** start **

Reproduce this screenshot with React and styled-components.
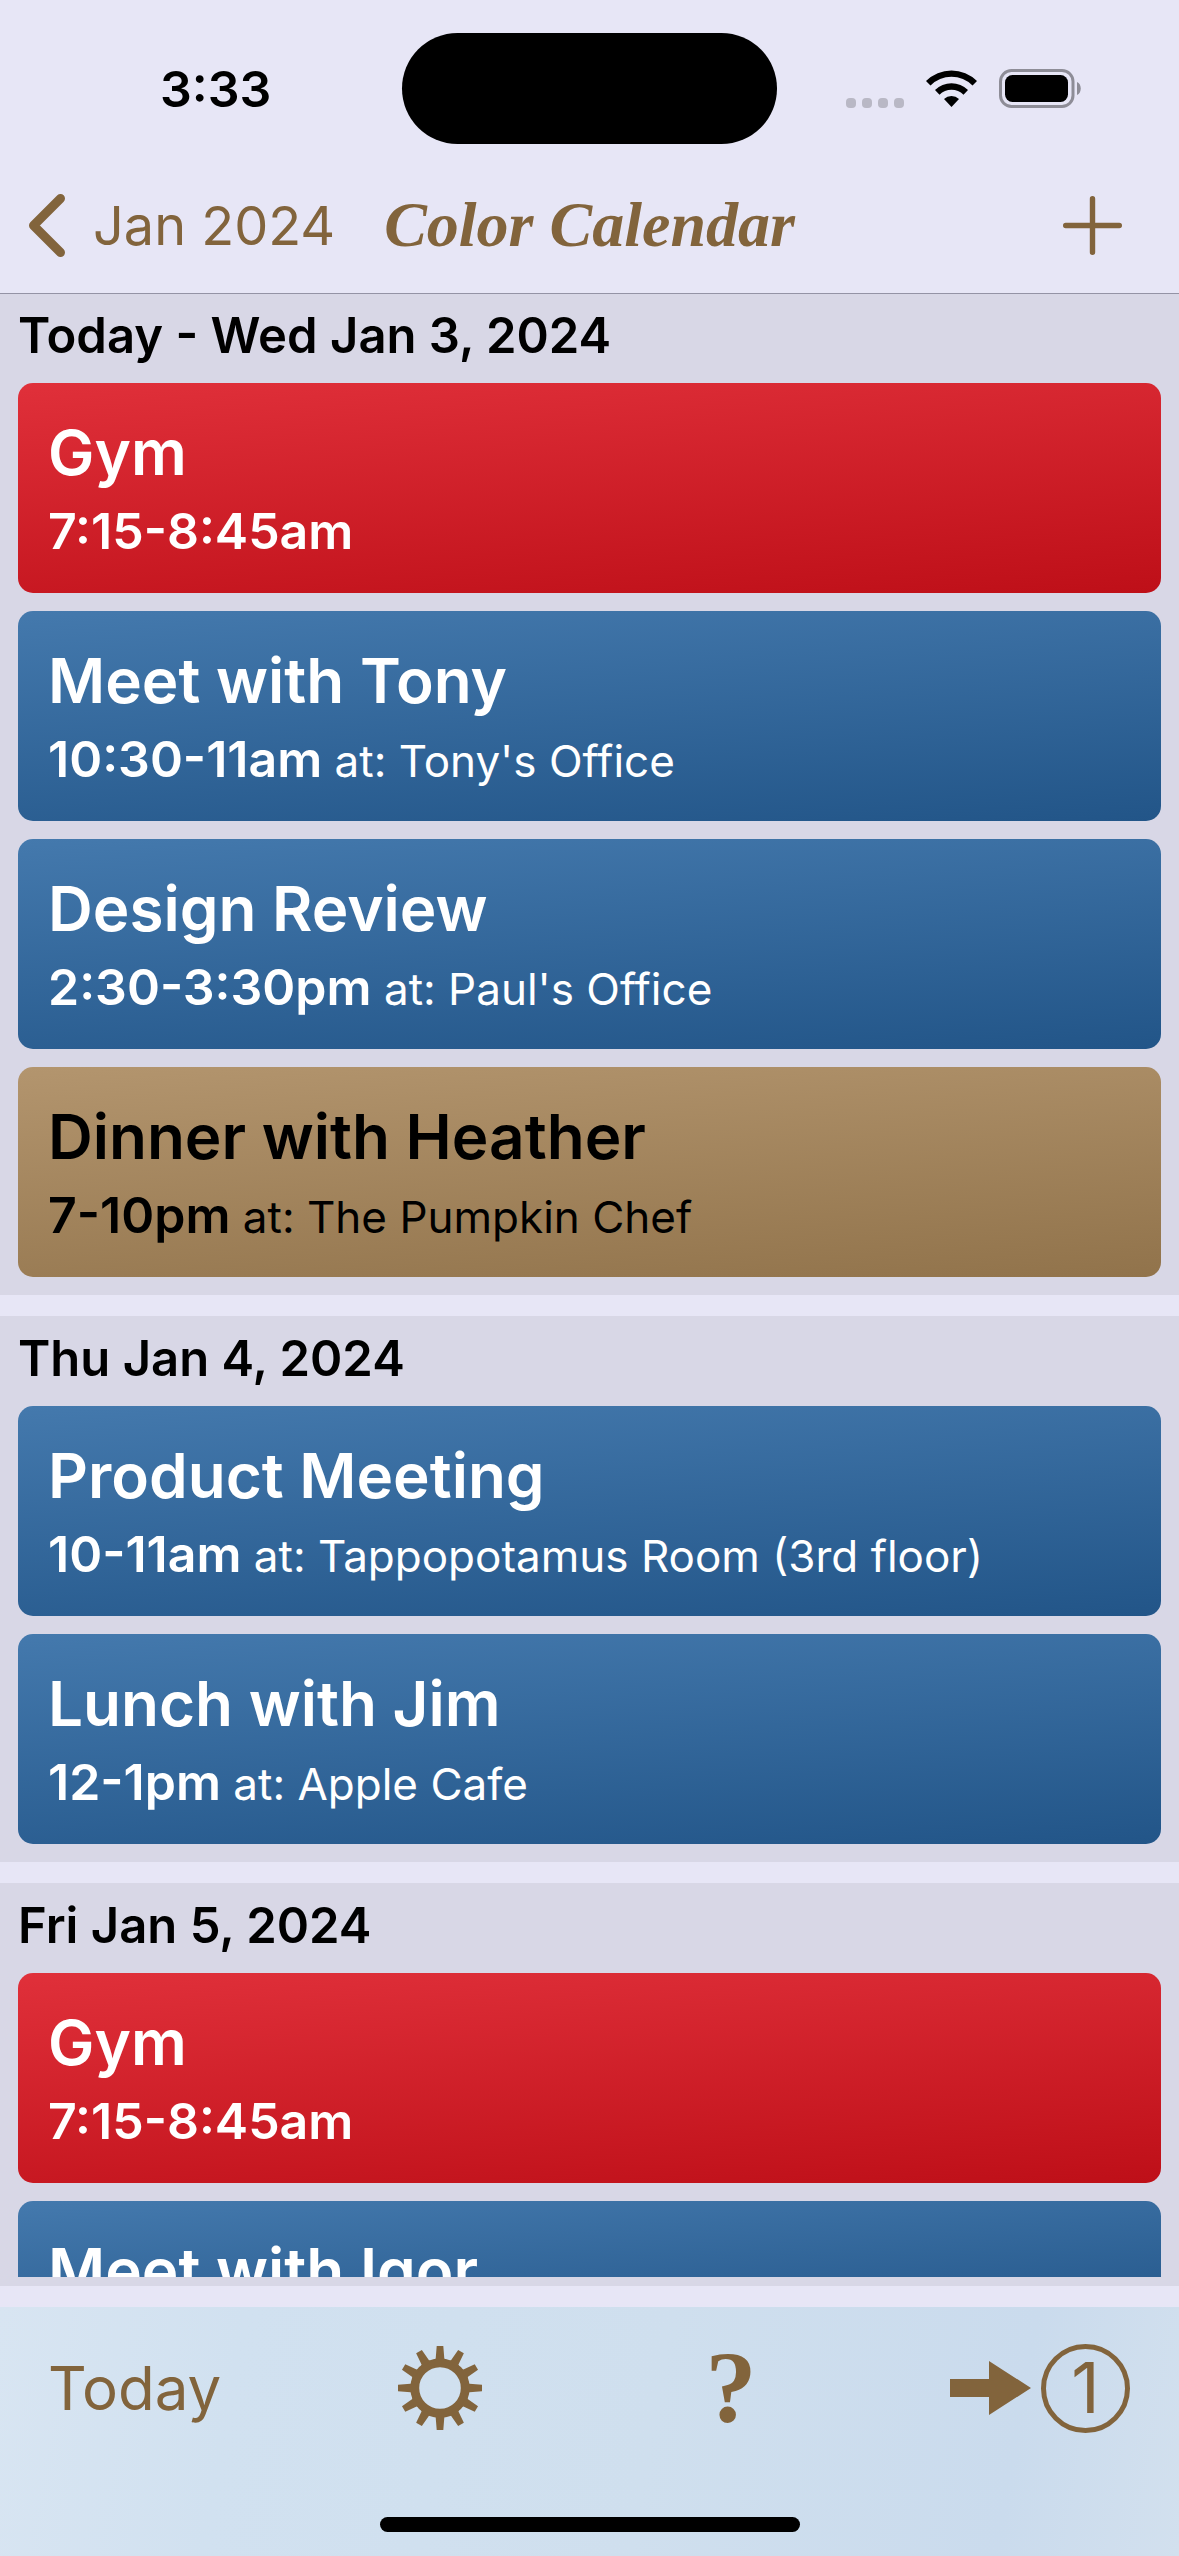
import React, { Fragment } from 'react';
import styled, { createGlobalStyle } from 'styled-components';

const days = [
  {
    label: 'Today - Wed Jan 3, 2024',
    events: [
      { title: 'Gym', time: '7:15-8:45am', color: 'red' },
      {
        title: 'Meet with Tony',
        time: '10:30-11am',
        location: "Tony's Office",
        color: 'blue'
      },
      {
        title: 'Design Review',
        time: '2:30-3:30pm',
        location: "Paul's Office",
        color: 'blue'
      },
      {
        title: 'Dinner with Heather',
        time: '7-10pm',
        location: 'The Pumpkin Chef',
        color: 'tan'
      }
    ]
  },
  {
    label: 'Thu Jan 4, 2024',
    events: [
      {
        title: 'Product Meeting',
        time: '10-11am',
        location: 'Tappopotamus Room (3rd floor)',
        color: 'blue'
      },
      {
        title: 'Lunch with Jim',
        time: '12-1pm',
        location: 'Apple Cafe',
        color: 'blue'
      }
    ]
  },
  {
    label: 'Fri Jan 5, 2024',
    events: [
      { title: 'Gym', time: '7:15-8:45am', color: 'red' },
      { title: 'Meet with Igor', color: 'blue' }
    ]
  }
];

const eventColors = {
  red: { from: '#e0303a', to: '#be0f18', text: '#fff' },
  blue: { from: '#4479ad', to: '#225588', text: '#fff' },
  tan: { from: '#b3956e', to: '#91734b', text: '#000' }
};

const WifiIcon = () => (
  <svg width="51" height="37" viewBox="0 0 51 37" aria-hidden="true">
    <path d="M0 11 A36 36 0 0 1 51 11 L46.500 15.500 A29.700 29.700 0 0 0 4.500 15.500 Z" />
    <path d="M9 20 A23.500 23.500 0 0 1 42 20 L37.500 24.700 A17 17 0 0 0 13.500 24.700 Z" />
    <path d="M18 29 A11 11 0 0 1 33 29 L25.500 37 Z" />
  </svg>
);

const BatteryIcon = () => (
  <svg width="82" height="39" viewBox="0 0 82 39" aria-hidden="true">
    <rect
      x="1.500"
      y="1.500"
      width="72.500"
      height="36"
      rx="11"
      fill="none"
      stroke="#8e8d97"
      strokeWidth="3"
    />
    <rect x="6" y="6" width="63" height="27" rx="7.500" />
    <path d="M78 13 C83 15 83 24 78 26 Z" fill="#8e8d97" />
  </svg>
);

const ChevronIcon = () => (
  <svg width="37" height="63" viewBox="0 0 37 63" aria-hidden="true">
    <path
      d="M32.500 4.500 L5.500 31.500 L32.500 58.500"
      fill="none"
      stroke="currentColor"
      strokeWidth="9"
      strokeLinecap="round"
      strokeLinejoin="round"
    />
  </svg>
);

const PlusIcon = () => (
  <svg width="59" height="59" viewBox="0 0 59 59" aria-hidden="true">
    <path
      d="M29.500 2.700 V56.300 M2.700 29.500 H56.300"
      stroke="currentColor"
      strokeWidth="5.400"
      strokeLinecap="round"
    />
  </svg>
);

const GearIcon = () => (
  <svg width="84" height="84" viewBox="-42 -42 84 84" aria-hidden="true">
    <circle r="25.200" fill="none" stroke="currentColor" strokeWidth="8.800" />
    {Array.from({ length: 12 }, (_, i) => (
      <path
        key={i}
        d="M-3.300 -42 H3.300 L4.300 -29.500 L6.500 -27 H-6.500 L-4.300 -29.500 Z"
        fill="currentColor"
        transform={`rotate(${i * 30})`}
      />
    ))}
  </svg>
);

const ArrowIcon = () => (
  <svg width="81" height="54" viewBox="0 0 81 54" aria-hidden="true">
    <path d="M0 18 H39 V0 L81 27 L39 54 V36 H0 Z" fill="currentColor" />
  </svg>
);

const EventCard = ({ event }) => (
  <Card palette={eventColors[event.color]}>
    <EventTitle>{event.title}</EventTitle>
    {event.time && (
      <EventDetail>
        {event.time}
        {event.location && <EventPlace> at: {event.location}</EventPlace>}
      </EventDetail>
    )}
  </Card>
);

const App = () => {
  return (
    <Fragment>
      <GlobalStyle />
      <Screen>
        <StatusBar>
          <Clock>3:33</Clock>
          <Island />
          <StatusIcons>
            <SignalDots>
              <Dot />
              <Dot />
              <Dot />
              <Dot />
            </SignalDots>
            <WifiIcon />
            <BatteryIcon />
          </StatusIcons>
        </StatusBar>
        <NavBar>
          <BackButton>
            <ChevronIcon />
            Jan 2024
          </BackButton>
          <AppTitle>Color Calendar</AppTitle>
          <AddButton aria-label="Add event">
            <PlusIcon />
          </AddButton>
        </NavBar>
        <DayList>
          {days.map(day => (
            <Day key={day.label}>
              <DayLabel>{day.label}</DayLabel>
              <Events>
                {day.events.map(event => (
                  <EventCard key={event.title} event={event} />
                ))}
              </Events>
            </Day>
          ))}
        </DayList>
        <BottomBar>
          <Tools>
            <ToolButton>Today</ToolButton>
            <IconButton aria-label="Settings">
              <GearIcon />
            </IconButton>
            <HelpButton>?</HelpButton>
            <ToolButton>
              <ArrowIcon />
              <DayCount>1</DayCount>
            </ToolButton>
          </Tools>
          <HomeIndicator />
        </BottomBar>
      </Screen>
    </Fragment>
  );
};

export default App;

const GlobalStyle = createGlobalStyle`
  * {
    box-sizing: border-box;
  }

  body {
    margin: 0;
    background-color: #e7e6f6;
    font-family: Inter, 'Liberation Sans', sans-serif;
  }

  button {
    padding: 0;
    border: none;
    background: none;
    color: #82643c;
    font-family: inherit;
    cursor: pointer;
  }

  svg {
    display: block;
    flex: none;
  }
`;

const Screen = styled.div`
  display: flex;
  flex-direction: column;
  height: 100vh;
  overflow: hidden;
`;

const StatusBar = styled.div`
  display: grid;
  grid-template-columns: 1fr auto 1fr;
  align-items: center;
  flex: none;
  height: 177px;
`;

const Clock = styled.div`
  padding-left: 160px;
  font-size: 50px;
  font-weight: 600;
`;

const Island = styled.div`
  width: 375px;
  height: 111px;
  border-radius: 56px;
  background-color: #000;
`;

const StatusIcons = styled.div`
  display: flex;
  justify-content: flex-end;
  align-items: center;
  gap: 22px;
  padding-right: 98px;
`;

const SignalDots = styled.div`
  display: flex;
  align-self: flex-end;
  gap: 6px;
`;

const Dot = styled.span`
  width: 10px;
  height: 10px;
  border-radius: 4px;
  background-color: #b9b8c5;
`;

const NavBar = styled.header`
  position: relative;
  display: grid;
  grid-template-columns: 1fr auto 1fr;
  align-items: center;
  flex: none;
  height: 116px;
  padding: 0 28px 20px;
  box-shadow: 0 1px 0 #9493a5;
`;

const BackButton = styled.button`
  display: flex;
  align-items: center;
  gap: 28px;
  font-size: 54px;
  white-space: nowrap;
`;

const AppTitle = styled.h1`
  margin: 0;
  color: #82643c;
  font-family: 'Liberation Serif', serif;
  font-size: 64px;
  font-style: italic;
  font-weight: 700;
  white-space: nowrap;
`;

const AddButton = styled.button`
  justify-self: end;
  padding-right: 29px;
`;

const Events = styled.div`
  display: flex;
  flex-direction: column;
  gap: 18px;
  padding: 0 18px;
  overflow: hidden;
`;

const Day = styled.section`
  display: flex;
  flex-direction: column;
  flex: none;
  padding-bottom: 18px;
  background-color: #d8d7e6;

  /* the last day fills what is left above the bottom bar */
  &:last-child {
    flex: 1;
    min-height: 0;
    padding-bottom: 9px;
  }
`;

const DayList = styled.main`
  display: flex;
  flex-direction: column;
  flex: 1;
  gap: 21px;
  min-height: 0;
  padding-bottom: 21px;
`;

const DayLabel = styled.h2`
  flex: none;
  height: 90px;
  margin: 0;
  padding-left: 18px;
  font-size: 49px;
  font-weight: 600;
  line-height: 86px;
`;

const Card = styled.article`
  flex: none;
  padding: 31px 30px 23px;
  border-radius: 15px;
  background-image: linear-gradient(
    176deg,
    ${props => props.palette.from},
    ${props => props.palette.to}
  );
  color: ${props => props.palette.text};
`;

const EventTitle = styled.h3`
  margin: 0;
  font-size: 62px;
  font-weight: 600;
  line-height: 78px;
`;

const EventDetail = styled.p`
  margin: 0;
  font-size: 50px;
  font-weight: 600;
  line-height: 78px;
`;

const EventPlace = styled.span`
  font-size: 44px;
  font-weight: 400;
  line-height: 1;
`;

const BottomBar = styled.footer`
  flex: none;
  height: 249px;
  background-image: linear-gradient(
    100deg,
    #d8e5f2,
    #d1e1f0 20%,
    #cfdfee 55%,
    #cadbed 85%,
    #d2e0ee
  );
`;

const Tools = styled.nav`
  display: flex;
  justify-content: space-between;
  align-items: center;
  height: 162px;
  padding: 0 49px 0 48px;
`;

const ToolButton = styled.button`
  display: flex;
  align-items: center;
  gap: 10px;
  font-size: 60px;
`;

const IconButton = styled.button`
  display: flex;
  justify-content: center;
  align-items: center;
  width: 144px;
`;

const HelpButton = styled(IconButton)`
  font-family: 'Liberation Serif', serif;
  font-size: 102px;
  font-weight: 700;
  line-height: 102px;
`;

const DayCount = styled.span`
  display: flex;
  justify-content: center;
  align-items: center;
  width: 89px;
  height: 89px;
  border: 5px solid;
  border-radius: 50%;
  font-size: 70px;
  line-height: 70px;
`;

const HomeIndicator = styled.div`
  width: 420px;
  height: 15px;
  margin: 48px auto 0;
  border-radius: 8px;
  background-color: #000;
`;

** end **

▸ **Required task**:
Pick out the lines above that hold the string "with" and show them.

▸ **Exercise answer**:
Reproduce this screenshot with React and styled-components.
        title: 'Meet with Tony',
        title: 'Dinner with Heather',
        title: 'Lunch with Jim',
      { title: 'Meet with Igor', color: 'blue' }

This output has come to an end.